Vaccari and colleagues model this cycle, with “knobs” that can be turned up or down to create different conservation scenarios. When a knob is turned – e.g. fraction of animal meat in diet, fraction of food that is wasted, fraction of human waste recycled – the model, which factors in leaks and losses from the food system, loops back to calculate the degree to which phosphate mining could be reduced.

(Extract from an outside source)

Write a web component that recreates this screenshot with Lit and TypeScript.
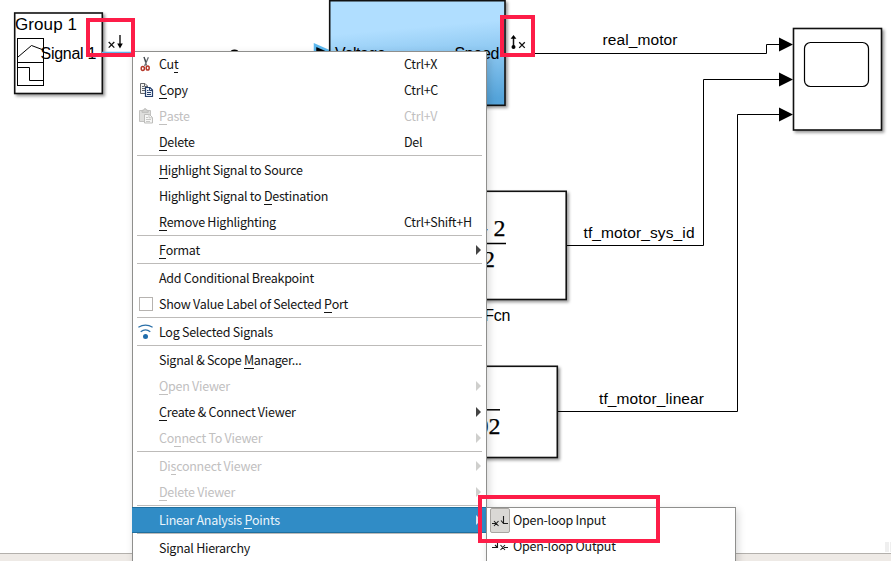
import { LitElement, html, css, svg, nothing } from "lit";
import { customElement, property } from "lit/decorators.js";

type Entry =
  | { sep: true }
  | {
      sep?: false;
      text: string;
      key?: number;
      shortcut?: string;
      icon?: string;
      off?: boolean;
      sub?: boolean;
      active?: boolean;
    };

const SEP: Entry = { sep: true };

// `key` is the index of the mnemonic letter in the label.
const ENTRIES: Entry[] = [
  { text: "Cut", key: 2, shortcut: "Ctrl+X", icon: "cut" },
  { text: "Copy", key: 0, shortcut: "Ctrl+C", icon: "copy" },
  { text: "Paste", key: 0, shortcut: "Ctrl+V", icon: "paste", off: true },
  { text: "Delete", key: 0, shortcut: "Del" },
  SEP,
  { text: "Highlight Signal to Source", key: 0 },
  { text: "Highlight Signal to Destination", key: 20 },
  { text: "Remove Highlighting", key: 0, shortcut: "Ctrl+Shift+H" },
  SEP,
  { text: "Format", key: 0, sub: true },
  SEP,
  { text: "Add Conditional Breakpoint" },
  { text: "Show Value Label of Selected Port", key: 29, icon: "check" },
  SEP,
  { text: "Log Selected Signals", icon: "log" },
  SEP,
  { text: "Signal & Scope Manager...", key: 15 },
  { text: "Open Viewer", key: 0, off: true, sub: true },
  { text: "Create & Connect Viewer", key: 0, sub: true },
  { text: "Connect To Viewer", key: 2, off: true, sub: true },
  SEP,
  { text: "Disconnect Viewer", key: 2, off: true, sub: true },
  { text: "Delete Viewer", key: 0, off: true, sub: true },
  SEP,
  { text: "Linear Analysis Points", key: 16, sub: true, active: true },
  SEP,
  { text: "Signal Hierarchy" },
];

const ICONS: Record<string, unknown> = {
  cut: svg`
    <path d="M6 1 L8.600 9.500 M10.400 1.200 L6.600 10" stroke="#6b7076" stroke-width="1.300" fill="none"/>
    <path d="M6 1 L8 6" stroke="#3e4348" stroke-width="1" fill="none"/>
    <ellipse cx="4.800" cy="12.600" rx="1.600" ry="2" fill="none" stroke="#b5382a" stroke-width="1.500"/>
    <ellipse cx="9.700" cy="12" rx="1.500" ry="2.100" fill="none" stroke="#b5382a" stroke-width="1.500"/>`,
  copy: svg`
    <path d="M2.500 1.500h4.500l2.500 2.500v7.500h-7z" fill="#f4f4f2" stroke="#64666a"/>
    <path d="M6.500 1.500v3h3M4 4.500h2M4 6.500h4M4 8.500h3" fill="none" stroke="#64666a"/>
    <path d="M7.500 5.500h4.500l2.500 2.500v6.500h-7z" fill="#eef3fa" stroke="#253f6c" stroke-width="1.2"/>
    <path d="M11.500 5.500v3h3M9 8.500h1.500M9 10.500h4M9 12.500h4" fill="none" stroke="#253f6c"/>`,
  paste: svg`
    <path d="M1.500 2.500h11v11h-11z" fill="#dededc" stroke="#c2c2c0"/>
    <path d="M4 4.300v-2h1.500l.8-1.500h1.600l.8 1.500h1.500v2z" fill="#d2d2d0" stroke="#bcbcba"/>
    <path d="M6.500 6.500h5l3 3v5.500h-8z" fill="#f7f7f6" stroke="#bdbdbb"/>
    <path d="M11 6.500v3.300h3.300M8 9.500h2M8 11.500h5M8 13.500h4" fill="none" stroke="#c8c8c6"/>`,
  check: svg`<rect x="1.500" y="1.500" width="13" height="13" fill="#fff" stroke="#b6b3b0"/>`,
  log: svg`
    <path d="M.4 3.300Q7.500-1 14.600 3.300" fill="none" stroke="#2a6fa8" stroke-width="1.200"/>
    <path d="M2.700 7.800Q7.500 3.800 12.300 7.800" fill="none" stroke="#2a6fa8" stroke-width="1.200"/>
    <circle cx="7.500" cy="12.400" r="2.500" fill="#1f6cab"/>`,
};

@customElement("menu-row")
class MenuRow extends LitElement {
  @property({ attribute: false }) entry: any;

  static styles = css`
    :host {
      display: block;
    }
    .sep {
      height: 1px;
      margin: 0 4px 1px;
      background: #bdbbb9;
    }
    .row {
      box-sizing: border-box;
      height: 26px;
      display: grid;
      grid-template-columns: 21px 245px 1fr 6px;
      align-items: center;
      padding: 0 4px 0 5px;
      color: #141414;
      white-space: pre;
    }
    .off {
      color: #c1c0bf;
    }
    .active {
      background: #308cc6;
      box-shadow: inset 0 1px #1f6f9f, inset 0 -1px #1f6f9f;
      color: #eaf4fb;
      margin-left: -1px;
      padding-left: 6px;
    }
    .label {
      line-height: 26px;
    }
    .key {
      box-shadow: 0 1px currentColor;
      display: inline-block;
      line-height: 16px;
    }
    .icon {
      width: 16px;
      height: 16px;
      display: block;
    }
    .arrow {
      width: 5px;
      height: 10px;
      fill: #444;
    }
    .off .arrow {
      fill: #cfcfcd;
    }
    .active .arrow {
      fill: #d5e7f3;
    }
  `;

  render() {
    const e = this.entry;
    if (e.sep) return html`<div class="sep"></div>`;
    const k = e.key;
    const label =
      k === undefined
        ? e.text
        : html`${e.text.slice(0, k)}<span class="key">${e.text[k]}</span>${e.text.slice(k + 1)}`;
    return html`<div class="row ${e.off ? "off" : ""} ${e.active ? "active" : ""}">
      <span>${e.icon ? html`<svg class="icon" viewBox="0 0 16 16">${ICONS[e.icon]}</svg>` : nothing}</span>
      <span class="label">${label}</span>
      <span class="label">${e.shortcut ?? ""}</span>
      ${e.sub
        ? html`<svg class="arrow" viewBox="0 0 5 10"><path d="M0 0L5 5L0 10z" /></svg>`
        : html`<span></span>`}
    </div>`;
  }
}

@customElement("model-canvas")
class ModelCanvas extends LitElement {
  static styles = css`
    :host {
      display: block;
    }
    .canvas {
      display: block;
      width: 891px;
      height: 561px;
      font-family: "Liberation Sans", Arial, sans-serif;
      font-size: 16px;
      letter-spacing: 0;
    }
    .block {
      fill: #fff;
      stroke: #111;
      stroke-width: 1.6;
      filter: drop-shadow(2px 2px 1.5px rgba(0, 0, 0, 0.4));
    }
    .plant {
      fill: url(#plant);
    }
    .wire {
      fill: none;
      stroke: #000;
      stroke-width: 1;
    }
    .signal {
      font-size: 15.5px;
    }
    .math {
      font-family: "Liberation Serif", "Times New Roman", serif;
      font-size: 24px;
      stroke: #000;
      stroke-width: 0.25;
    }
  `;

  render() {
    return html`<svg class="canvas" viewBox="0 0 891 561">
      <defs>
        <linearGradient id="plant" x1="0.35" y1="0" x2="0.5" y2="1">
          <stop offset="0.27" stop-color="#b0deff" />
          <stop offset="1" stop-color="#55a4da" />
        </linearGradient>
      </defs>

      <rect class="block" x="14.700" y="13" width="87.600" height="80.500" />
      <text x="15" y="30" font-size="17" textLength="62">Group 1</text>
      <rect class="wire" x="17.500" y="38.500" width="26" height="47" />
      <path class="wire" d="M17.500 62.500H43.500M18 57L31.500 45.500L43.500 50M18 67.500H29.500V80.500H43.500" />
      <text x="40.500" y="58.500" textLength="56">Signal 1</text>
      <path d="M102 52.500H136" stroke="#5db4ea" stroke-width="1.500" />
      <path d="M108.700 42L114.300 47.600M114.300 42L108.700 47.600" stroke="#111" stroke-width="1.300" />
      <path d="M120 35V46" stroke="#111" stroke-width="1.400" />
      <path d="M117.200 43.500H122.800L120 48.500Z" />

      <ellipse cx="234.500" cy="52" rx="4" ry="2.500" />
      <path d="M315 45L330 51.500V57H315Z" stroke="#5db8ee" stroke-width="2.500" />

      <rect class="block plant" x="329.700" y=".7" width="175.300" height="104.600" />
      <text x="335" y="59" textLength="51">Voltage</text>
      <text x="454.500" y="59" textLength="45">Speed</text>
      <path d="M513.500 37V47" stroke="#111" stroke-width="1.500" />
      <path d="M510.600 38.800L513.500 35L516.400 38.800Z" />
      <circle cx="513.500" cy="47" r="2" />
      <path d="M519.200 42.300L524.800 47.900M524.800 42.300L519.200 47.900" stroke="#111" stroke-width="1.300" />

      <path class="wire" d="M505 53.500H766.500V44.500H780" />
      <path class="wire" d="M566 245.500H703.500V79.500H780" />
      <path class="wire" d="M557 411.500H737.500V114.500H780" />
      <path d="M779 37.500L793 44.500L779 51.500ZM779 72.500L793 79.500L779 86.500ZM779 107.500L793 114.500L779 121.500Z" />
      <text class="signal" x="602.500" y="45" textLength="75">real_motor</text>
      <text class="signal" x="583.500" y="238" textLength="111">tf_motor_sys_id</text>
      <text class="signal" x="599" y="404" textLength="105">tf_motor_linear</text>

      <rect class="block" x="793.500" y="28.500" width="88" height="101.500" />
      <rect x="804.500" y="42.500" width="64" height="44" rx="6" fill="none" stroke="#000" stroke-width="1.200" />

      <rect class="block" x="440" y="191.300" width="126.200" height="108.200" />
      <text class="math" x="474.800" y="237">+</text>
      <text class="math" x="493.500" y="236">2</text>
      <path d="M470 243.500H506" stroke="#000" stroke-width="1.500" />
      <text class="math" x="483" y="267">2</text>
      <text x="484.300" y="321" textLength="26">Fcn</text>

      <rect class="block" x="440" y="366.300" width="117.300" height="91.200" />
      <path d="M470 409.800H500" stroke="#000" stroke-width="1.500" />
      <text class="math" x="476.500" y="434">02</text>

      <rect x="885" y="542" width="4" height="10" fill="#efefef" />
      <rect x="890" y="542" width="1" height="10" fill="#efefef" />
      <rect x="0" y="553" width="891" height="8" fill="#eeeae6" />
      <rect x="0" y="553" width="891" height="1" fill="#b3b0ac" />
    </svg>`;
  }
}

@customElement("app-root")
class AppRoot extends LitElement {
  static styles = css`
    :host {
      display: block;
      position: relative;
      width: 891px;
      height: 561px;
      overflow: hidden;
      background: #fff;
      font: 12.5px "Noto Sans CJK SC", sans-serif;
      letter-spacing: -0.26px;
    }
    .menu {
      position: absolute;
      box-sizing: border-box;
      background: #fff;
      border: 1px solid #8f8f8d;
      box-shadow: 2px 3px 8px rgba(0, 0, 0, 0.16);
    }
    .context {
      left: 132px;
      top: 51px;
      width: 355px;
      height: 530px;
    }
    .context menu-row:first-child {
      margin-top: -1px;
    }
    .flyout {
      left: 486px;
      top: 507px;
      width: 250px;
      height: 80px;
      color: #141414;
    }
    .option {
      height: 26px;
      display: flex;
      align-items: center;
      gap: 3px;
      padding-left: 3px;
      line-height: 26px;
    }
    .option:first-child {
      margin-top: -1px;
    }
    .glyph {
      box-sizing: border-box;
      width: 20px;
      height: 25px;
      border: 1px solid transparent;
      border-radius: 2px;
    }
    .on {
      background: #dad8d5;
      border-color: #a9a6a2;
    }
    .drawing {
      display: block;
      width: 18px;
      height: 23px;
      fill: none;
      stroke: #1c1c1c;
      stroke-width: 1.1;
    }
    .mark {
      position: absolute;
      box-sizing: border-box;
      border: 4px solid #fd1d48;
    }
    .mark-in {
      left: 86px;
      top: 18px;
      width: 49px;
      height: 39px;
    }
    .mark-out {
      left: 500px;
      top: 15px;
      width: 35px;
      height: 42px;
    }
    .mark-item {
      left: 478px;
      top: 495px;
      width: 182px;
      height: 48px;
    }
  `;

  render() {
    return html`
      <model-canvas></model-canvas>
      <div class="menu context">${ENTRIES.map((e) => html`<menu-row .entry=${e}></menu-row>`)}</div>
      <div class="menu flyout">
        <div class="option">
          <div class="glyph on">
            <svg class="drawing" viewBox="0 0 18 23">
              <path d="M1 14.500H5M3 12L7.500 17M7.500 12L3 17M12.500 7V14.500H17M10 11.500L12.500 14.500" />
            </svg>
          </div>
          <span>Open-loop Input</span>
        </div>
        <div class="option">
          <div class="glyph">
            <svg class="drawing" viewBox="0 0 18 23">
              <path d="M1 12.500H6.500V6M4 10L6.500 12.500M13 12.500H17M9.500 10L14 15M14 10L9.500 15" />
            </svg>
          </div>
          <span>Open-loop Output</span>
        </div>
      </div>
      <div class="mark mark-in"></div>
      <div class="mark mark-out"></div>
      <div class="mark mark-item"></div>
    `;
  }
}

The model shows several interesting results:

  • Collective diet changes can reduce the demand for phosphate mining substantially. Since different animals have a different footprint on phosphate mining, these changes could include reducing total meat consumption or switching to meats that require less feed to produce; for example, it takes 32 pounds of feed to produce edible beef; 11 pounds to produce edible pork; and four to produce edible chicken and around one or two for milk and eggs. The fewer pounds of feed needed, the less demand for phosphate mining.
  • Dietary changes would reduce demand for mining phosphorus only up to a point; then, surprisingly, demand would increase. That’s because eating less meat would necessarily lead to eating more crops and initially, crops could use phosphorus from non-mining resources such as natural mineral erosion in the soil. However, natural mineral erosion wouldn’t be enough to sustain the increased demand for crops, so phosphate mines would again need to be tapped.
  • Calculations show that reducing the amount of food we waste is about 80 times more effective at conserving phosphorus than recycling that same waste.
  • Even if 100 percent of the phosphorus in our human waste was recycled, mining of phosphorus would only be reduced about 16 percent; recycling 100 percent of food waste would reduce mining by 5 percent. Recycling has such a low effect on conservation because recycled phosphorus is subject to much of the same losses in the food system as is fertilizer. Thus, although recycling is still part of the solution, it is much better to reduce the amount of waste we produce in the first place.
  • If the world had to depend entirely upon phosphorus other than from mining, it would only be able to support about one-third of the current world population, using current levels of usage and recycling efficiency.
  • However, if we substantially increased our efficiency, it would be possible to support about twice the current world population.

The world, however, is not about to run out of phosphorus. At current usage rates, known phosphorus reserves could sustain agricultural production for several centuries, according to Vaccari. But unlike nitrogen, which makes up 78 percent of the atmosphere (and a main ingredient in fertilizer), phosphate is a finite resource – and “new sources of phosphorus will be hard to come by,” said Vaccari.

Reducing phosphate mining has other advantages. When phosphorus “leaks” from the agricultural, food production and waste disposal systems, it contributes to severe water pollution problems such as harmful algal blooms in lakes and in the coastal zone. Aside from the long known public health issues and economic impact of algal blooms in fishing communities, a deadly variety of algae has recently caused several dog deaths in the Southern United States.

“Phosphorus is essential for life,” said Vaccari. “So the plan is to keep it around for a long time by mining phosphate sustainably and responsibly – and this model helps us look at optimal ways on how to do that.”